More importantly, +SPD demonstrates stable defense against four types of poisoning attacks. Under the DP attack on the Gowalla dataset, +SPD achieves a HR@20 of 12.559% ± 0.053, significantly higher than the 10.722% ± 0.109 achieved by basic MF. Furthermore, its performance fluctuation range (standard deviation) is generally smaller than that of the other compared methods, demonstrating its superior stability. In complex attack scenarios from Yelp 2018 (such as the Rev attack), +SPD achieved an NDCG@20 of 3.205% ± 0.024, significantly outperforming the 3.028% ± 0.041 achieved by basic MF, further demonstrating its cross-dataset generalization capabilities.

Compared to specialized defense methods, +SPD maintained competitive performance in most attack scenarios. For example, under the Bandwagon attack, +SPD achieved a near-state-of-the-art NDCG@20 of 9.948% ± 0.049 on Gowalla, significantly outperforming the unreinforced MF. This demonstrates that SPD’s unique design—integrating adversarial training and dynamic purification—can effectively improve robustness without excessively sacrificing accuracy. Therefore, the SPD framework achieves an ideal trade-off: significantly improving the model’s stability under poisoning attacks while maintaining comparable recommendation accuracy. This property makes it particularly suitable for recommender system applications requiring long-term secure deployment. Future work could explore combining SPD with accuracy optimization methods to further enhance its performance in clean environments.

5.2.3 Model Robustness under Stronger Attacks

To evaluate SPD’s defense capabilities under more severe attack scenarios, we systematically compared it with the current state-of-the-art defense method, VAT, by injecting increasing proportions of fake users into the RevAdv poisoning attack (1%, 2%, and 3%). The experiments covered two real-world datasets, Gowalla and Yelp, using MF and LightGCN as the baseline recommendation models, respectively.

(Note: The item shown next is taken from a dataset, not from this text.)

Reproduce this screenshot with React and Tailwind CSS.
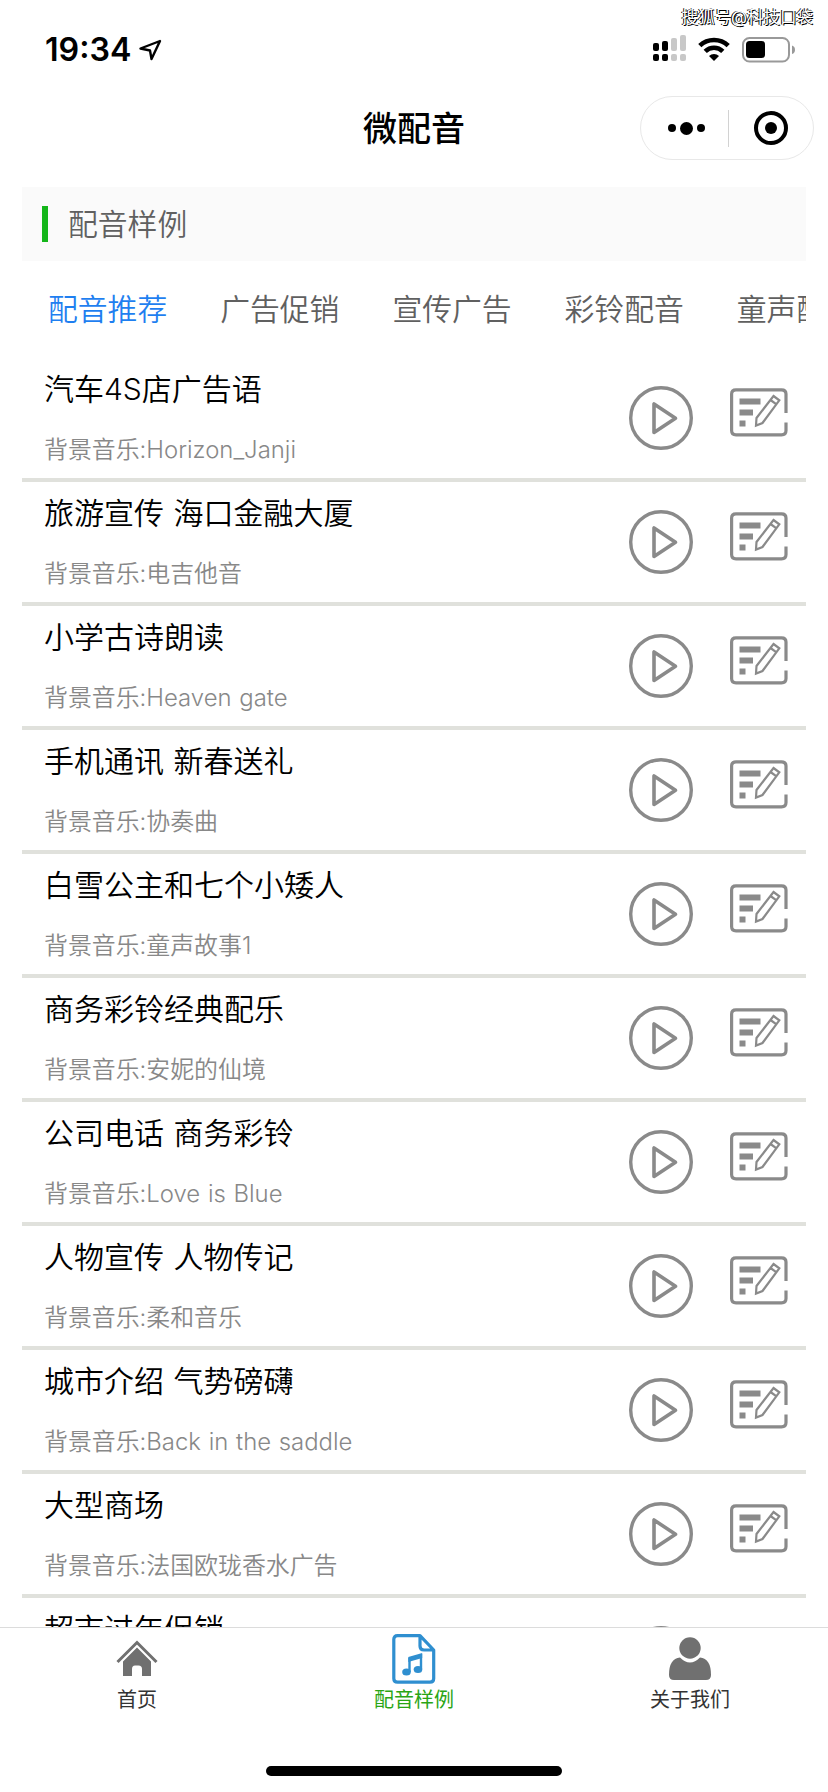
const tabs = ["配音推荐", "广告促销", "宣传广告", "彩铃配音", "童声配音"];

const samples = [
  { title: "汽车4S店广告语", music: "Horizon_Janji" },
  { title: "旅游宣传 海口金融大厦", music: "电吉他音" },
  { title: "小学古诗朗读", music: "Heaven gate" },
  { title: "手机通讯 新春送礼", music: "协奏曲" },
  { title: "白雪公主和七个小矮人", music: "童声故事1" },
  { title: "商务彩铃经典配乐", music: "安妮的仙境" },
  { title: "公司电话 商务彩铃", music: "Love is Blue" },
  { title: "人物宣传 人物传记", music: "柔和音乐" },
  { title: "城市介绍 气势磅礴", music: "Back in the saddle" },
  { title: "大型商场", music: "法国欧珑香水广告" },
  { title: "超市过年促销", music: "欢乐中国年" },
];

function PlayIcon() {
  return (
    <svg width="64" height="64" viewBox="0 0 64 64" fill="none" stroke="#8a8a8a">
      <circle cx="32" cy="32" r="30.3" strokeWidth="3.4" />
      <path d="M25 18 V46.5 L46.500 32.300 Z" strokeWidth="3.6" strokeLinejoin="round" />
    </svg>
  );
}

function EditIcon() {
  return (
    <svg width="58" height="49" viewBox="0 0 58 49" fill="none" stroke="#8a8a8a">
      <path d="M56 25 V6 Q56 1.8 51.5 1.8 H6 Q1.6 1.8 1.6 6 V42.5 Q1.6 46.8 6 46.8 H51.5 Q56 46.8 56 42.5 V34.5" strokeWidth="3.2" />
      <path d="M9.5 10.5h21v6h-21zM9.5 21.5h13.5v6h-13.5zM9.5 32.5h6v6h-6z" fill="#8a8a8a" stroke="none" />
      <path d="M43.500 8 L49.300 12.300 L32.500 35 L26 37.500 L26.500 30 Z M40.500 12 L46.500 16.300" strokeWidth="2.2" />
    </svg>
  );
}

function StatusBar() {
  return (
    <div className="flex h-[86px] shrink-0 items-start justify-between pt-[35px] pr-[32px] pl-[45px]">
      <div className="flex items-center gap-[7px]">
        <span className="font-[Inter,sans-serif] text-[32.2px] leading-[30px] font-semibold">19:34</span>
        <svg width="24" height="22" viewBox="0 0 24 22" fill="none" stroke="#000" strokeWidth="2.4" strokeLinejoin="round">
          <path d="M22 2 L2.5 9.5 L12 11.5 L13.5 20 Z" />
        </svg>
      </div>
      <div className="flex items-start">
        <svg width="34" height="27" viewBox="0 0 34 27">
          <g fill="#000">
            <rect x="0" y="8" width="6" height="8" rx="2" />
            <rect x="9" y="6" width="6" height="10" rx="2" />
            <rect x="0" y="19" width="6" height="7" rx="2" />
            <rect x="9" y="19" width="6" height="7" rx="2" />
          </g>
          <g fill="#c8c8c8">
            <rect x="18" y="3" width="6" height="13" rx="2" />
            <rect x="27" y="0" width="6" height="16" rx="2" />
            <rect x="18" y="19" width="6" height="7" rx="2" />
            <rect x="27" y="19" width="6" height="7" rx="2" />
          </g>
        </svg>
        <svg className="mt-[2px] ml-[11px]" width="32" height="24" viewBox="0 0 32 24" fill="none" stroke="#000" strokeWidth="4.6">
          <path d="M1.8 8.7 A20.5 20.5 0 0 1 30.2 8.7" />
          <path d="M7.2 14.4 A12.5 12.5 0 0 1 24.8 14.4" />
          <path d="M16 24 L11 19 A7.3 7.3 0 0 1 21 19 Z" fill="#000" stroke="none" />
        </svg>
        <svg className="mt-[1px] ml-[12px]" width="54" height="27" viewBox="0 0 54 27">
          <rect x="1" y="2" width="46" height="23.5" rx="6.5" fill="none" stroke="#999" strokeWidth="2" />
          <rect x="4" y="5" width="19" height="17" rx="3.5" />
          <path d="M50 9.5 Q53 10.5 53 13.7 Q53 17 50 18 Z" fill="#999" />
        </svg>
      </div>
    </div>
  );
}

function NavBar() {
  return (
    <div className="grid h-[101px] shrink-0 grid-cols-3 items-start">
      <div />
      <h1 className="pt-[18px] text-center text-[34px] leading-[50px] font-medium">微配音</h1>
      <div className="mt-[10px] mr-[14px] flex h-16 w-[174px] items-center justify-self-end rounded-full border border-[#e8e8e8]">
        <div className="flex w-[87px] items-center justify-center gap-1 pl-1">
          <i className="size-2 rounded-full bg-black" />
          <i className="size-[13px] rounded-full bg-black" />
          <i className="size-2 rounded-full bg-black" />
        </div>
        <div className="h-[37px] w-px bg-[#d2d2d2]" />
        <div className="flex grow items-center justify-center">
          <div className="flex size-[34px] items-center justify-center rounded-full border-4 border-black">
            <i className="size-3 rounded-full bg-black" />
          </div>
        </div>
      </div>
    </div>
  );
}

function SampleRow({ title, music }) {
  return (
    <li className="flex h-[124px] shrink-0 justify-between border-b-4 border-[#e0e1dc] pr-[18px] pl-[22px]">
      <div>
        <p className="mt-[9px] text-[30px] leading-[44px] [word-spacing:1px]">{title}</p>
        <p className="mt-[21px] text-[23.9px] leading-[36px] text-[#888] [word-spacing:1px]">背景音乐:{music}</p>
      </div>
      <div className="flex gap-[37px]">
        <button className="mt-[28px] self-start"><PlayIcon /></button>
        <button className="mt-[30px] self-start"><EditIcon /></button>
      </div>
    </li>
  );
}

function TabBar() {
  return (
    <nav className="grid h-[165px] shrink-0 grid-cols-3 border-t border-[#dcdcdc] bg-white text-[20px] leading-[28px] font-normal text-[#333]">
      <a className="flex flex-col items-center pr-[2px]">
        <svg className="mt-[5px]" width="42" height="53" viewBox="0 0 42 53" fill="#707070">
          <path d="M1.5 29 L21 9.5 L40.5 29" fill="none" stroke="#707070" strokeWidth="3" />
          <path d="M7 28.5 L21 14.5 L35 28.5 V43 H26 V36 Q26 32.5 22.5 32.5 H19 Q16 32.5 16 36 V43 H7 Z" />
        </svg>
        <span>首页</span>
      </a>
      <a className="flex flex-col items-center text-[#2aa515]">
        <svg className="mt-[5px]" width="44" height="53" viewBox="0 0 44 53" fill="none" stroke="#2f8fd0" strokeWidth="3.2">
          <path d="M28 2.6 H5.5 Q1.8 2.6 1.8 6.3 V45.5 Q1.8 49.2 5.5 49.2 H38 Q41.7 49.2 41.7 45.5 V17 L28 2.6 V13 Q28 17 32 17 H41.7" strokeLinejoin="round" />
          <path d="M17.5 39 V26 L29 22.5 V36" strokeWidth="2.4" />
          <path d="M16.3 24 L30.2 20 V25 L16.3 29 Z" fill="#2f8fd0" stroke="none" />
          <ellipse cx="14.5" cy="39" rx="4.3" ry="3.5" fill="#2f8fd0" stroke="none" />
          <ellipse cx="26" cy="36.5" rx="4.3" ry="3.5" fill="#2f8fd0" stroke="none" />
        </svg>
        <span>配音样例</span>
      </a>
      <a className="flex flex-col items-center">
        <svg className="mt-[5px]" width="42" height="53" viewBox="0 0 42 53" fill="#707070">
          <circle cx="21" cy="15" r="10.7" />
          <path d="M11 24.5 Q21 34.5 31 24.5 Q42 25.5 42 42 Q42 47 37 47 H5 Q0 47 0 42 Q0 25.5 11 24.5 Z" />
        </svg>
        <span>关于我们</span>
      </a>
    </nav>
  );
}

function App() {
  return (
    <div className="relative flex h-[1792px] w-[828px] flex-col overflow-hidden bg-white font-['Inter','Noto_Sans_CJK_SC',sans-serif] font-[350] text-black">
      <StatusBar />
      <NavBar />

      <main className="flex min-h-0 grow flex-col overflow-hidden pr-[22px] pl-[22px]">
        <div className="flex h-[74px] shrink-0 items-center gap-5 bg-[#fafafa] pl-5 text-[29.8px] text-[#606060]">
          <i className="h-9 w-[6px] bg-[#14b61a]" />
          <span>配音样例</span>
        </div>

        <div className="flex h-[97px] shrink-0 gap-[53px] overflow-hidden pt-[26px] pl-[26px] text-[29.8px] leading-[44px] whitespace-nowrap text-[#606060]">
          {tabs.map((tab, i) => (
            <span key={tab} className={i === 0 ? "text-[#1f7ff0]" : ""}>{tab}</span>
          ))}
        </div>

        <ul className="flex flex-col">
          {samples.map((item) => (
            <SampleRow key={item.title} {...item} />
          ))}
        </ul>
      </main>

      <TabBar />

      {/* home indicator */}
      <div className="absolute bottom-4 left-[266px] h-[10px] w-[296px] rounded-full bg-black" />
      {/* watermark */}
      <span className="absolute top-[5px] right-[15px] text-[16.5px] leading-[24px] font-normal text-white [text-shadow:1px_1px_0_#000,-1px_0_0_#000]">搜狐号@科技口袋</span>
    </div>
  );
}

export default App;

All methods used Target HR@50 and Target NDCG@50 as robustness evaluation metrics, with lower values indicating stronger defense performance.

The experimental results, shown in Fig. 3, show that SPD consistently outperformed VAT in all settings, demonstrating greater robustness. Specifically, as the proportion of fake users increased from 1% to 3%, VAT’s defense performance significantly declined, while SPD’s performance fluctuations were significantly smaller, demonstrating its excellent adaptability to increasing attack intensity.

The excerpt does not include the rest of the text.